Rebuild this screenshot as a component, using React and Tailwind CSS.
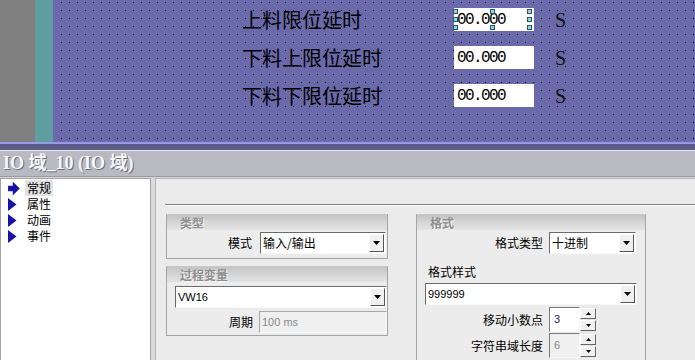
---
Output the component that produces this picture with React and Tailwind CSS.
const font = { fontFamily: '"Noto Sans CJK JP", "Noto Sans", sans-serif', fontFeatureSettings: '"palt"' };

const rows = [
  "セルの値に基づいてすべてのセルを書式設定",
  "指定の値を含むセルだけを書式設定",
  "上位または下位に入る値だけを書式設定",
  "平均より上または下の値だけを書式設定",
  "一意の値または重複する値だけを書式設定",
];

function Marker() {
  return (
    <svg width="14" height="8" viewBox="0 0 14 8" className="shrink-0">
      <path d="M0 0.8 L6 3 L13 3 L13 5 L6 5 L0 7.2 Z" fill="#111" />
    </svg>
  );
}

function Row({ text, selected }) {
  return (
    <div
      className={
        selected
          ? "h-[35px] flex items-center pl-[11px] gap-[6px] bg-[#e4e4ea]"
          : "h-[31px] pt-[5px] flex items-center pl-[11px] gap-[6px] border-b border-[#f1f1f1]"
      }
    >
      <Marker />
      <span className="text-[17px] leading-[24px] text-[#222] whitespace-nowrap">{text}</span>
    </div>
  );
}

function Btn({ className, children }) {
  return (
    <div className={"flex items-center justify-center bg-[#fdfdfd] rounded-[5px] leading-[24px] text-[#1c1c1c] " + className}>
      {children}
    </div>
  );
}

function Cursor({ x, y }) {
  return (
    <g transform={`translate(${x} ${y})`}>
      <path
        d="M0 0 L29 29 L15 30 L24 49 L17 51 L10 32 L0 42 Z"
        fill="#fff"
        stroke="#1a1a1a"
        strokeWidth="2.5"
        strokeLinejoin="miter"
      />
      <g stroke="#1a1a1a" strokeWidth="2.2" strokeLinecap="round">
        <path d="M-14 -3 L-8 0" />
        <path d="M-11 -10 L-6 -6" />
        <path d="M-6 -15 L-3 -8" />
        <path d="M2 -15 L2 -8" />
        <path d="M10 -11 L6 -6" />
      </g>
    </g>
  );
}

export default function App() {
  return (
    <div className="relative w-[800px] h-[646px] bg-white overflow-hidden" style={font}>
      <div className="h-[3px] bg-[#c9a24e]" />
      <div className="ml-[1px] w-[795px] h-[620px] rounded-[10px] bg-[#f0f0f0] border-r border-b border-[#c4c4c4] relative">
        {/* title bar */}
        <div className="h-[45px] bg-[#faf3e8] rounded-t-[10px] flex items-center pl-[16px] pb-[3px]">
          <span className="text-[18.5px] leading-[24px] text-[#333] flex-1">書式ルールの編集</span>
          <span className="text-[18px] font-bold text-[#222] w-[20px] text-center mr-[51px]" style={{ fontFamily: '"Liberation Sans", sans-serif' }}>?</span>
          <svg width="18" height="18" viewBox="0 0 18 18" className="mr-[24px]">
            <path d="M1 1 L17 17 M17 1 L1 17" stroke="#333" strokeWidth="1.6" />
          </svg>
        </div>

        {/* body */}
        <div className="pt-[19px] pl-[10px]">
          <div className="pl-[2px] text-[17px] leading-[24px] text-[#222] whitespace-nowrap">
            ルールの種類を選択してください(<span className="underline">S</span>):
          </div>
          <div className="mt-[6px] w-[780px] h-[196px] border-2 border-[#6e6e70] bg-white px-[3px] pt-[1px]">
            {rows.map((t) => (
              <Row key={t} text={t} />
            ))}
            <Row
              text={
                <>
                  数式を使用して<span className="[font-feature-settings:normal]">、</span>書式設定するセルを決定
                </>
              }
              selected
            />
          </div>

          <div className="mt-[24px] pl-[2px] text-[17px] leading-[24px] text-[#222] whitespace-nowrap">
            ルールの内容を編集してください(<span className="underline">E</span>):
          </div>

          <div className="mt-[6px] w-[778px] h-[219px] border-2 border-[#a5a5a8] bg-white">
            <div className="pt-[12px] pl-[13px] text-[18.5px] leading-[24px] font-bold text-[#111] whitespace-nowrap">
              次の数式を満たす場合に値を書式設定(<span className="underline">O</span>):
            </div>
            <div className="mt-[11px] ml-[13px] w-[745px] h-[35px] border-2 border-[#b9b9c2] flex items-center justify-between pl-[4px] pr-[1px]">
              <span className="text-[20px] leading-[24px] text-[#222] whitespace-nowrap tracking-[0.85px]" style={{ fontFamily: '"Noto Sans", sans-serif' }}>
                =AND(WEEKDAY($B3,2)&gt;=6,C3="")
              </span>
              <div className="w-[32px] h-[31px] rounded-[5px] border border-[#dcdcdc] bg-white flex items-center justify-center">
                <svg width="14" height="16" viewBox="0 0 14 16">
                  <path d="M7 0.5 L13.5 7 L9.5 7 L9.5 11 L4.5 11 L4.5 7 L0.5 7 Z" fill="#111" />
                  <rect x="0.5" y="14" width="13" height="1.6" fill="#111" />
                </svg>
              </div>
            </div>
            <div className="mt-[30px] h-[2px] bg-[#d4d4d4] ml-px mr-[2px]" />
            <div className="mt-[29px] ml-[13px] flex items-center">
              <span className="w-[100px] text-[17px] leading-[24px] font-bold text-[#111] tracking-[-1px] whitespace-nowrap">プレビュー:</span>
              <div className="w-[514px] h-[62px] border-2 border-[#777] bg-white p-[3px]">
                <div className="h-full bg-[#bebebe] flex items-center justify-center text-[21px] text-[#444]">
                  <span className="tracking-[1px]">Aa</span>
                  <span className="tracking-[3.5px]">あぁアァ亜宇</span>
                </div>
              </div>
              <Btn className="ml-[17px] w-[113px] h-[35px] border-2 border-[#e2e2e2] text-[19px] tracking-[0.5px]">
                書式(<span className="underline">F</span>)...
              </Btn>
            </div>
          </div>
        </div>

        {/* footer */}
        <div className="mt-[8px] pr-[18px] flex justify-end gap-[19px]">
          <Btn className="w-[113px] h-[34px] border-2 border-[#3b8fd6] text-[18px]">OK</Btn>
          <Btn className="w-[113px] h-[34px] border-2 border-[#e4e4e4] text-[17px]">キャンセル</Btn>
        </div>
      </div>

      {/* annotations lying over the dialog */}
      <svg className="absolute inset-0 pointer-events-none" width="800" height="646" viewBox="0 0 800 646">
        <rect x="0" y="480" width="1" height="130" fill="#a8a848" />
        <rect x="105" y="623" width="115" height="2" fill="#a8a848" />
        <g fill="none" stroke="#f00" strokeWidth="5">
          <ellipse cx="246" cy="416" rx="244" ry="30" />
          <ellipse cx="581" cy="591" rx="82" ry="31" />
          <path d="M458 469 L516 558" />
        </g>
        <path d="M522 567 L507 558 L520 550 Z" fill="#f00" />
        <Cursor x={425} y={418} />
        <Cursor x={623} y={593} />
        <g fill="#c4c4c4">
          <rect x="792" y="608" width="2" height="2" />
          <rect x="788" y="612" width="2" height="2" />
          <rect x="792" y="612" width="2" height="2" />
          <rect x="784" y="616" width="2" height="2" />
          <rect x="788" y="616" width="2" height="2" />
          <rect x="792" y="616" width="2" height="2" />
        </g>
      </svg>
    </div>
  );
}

• **DIRECTIONS**
Copy every line from the records above that contains the word "this".

• **TASK OUTPUT**
Rebuild this screenshot as a component, using React and Tailwind CSS.
Output the component that produces this picture with React and Tailwind CSS.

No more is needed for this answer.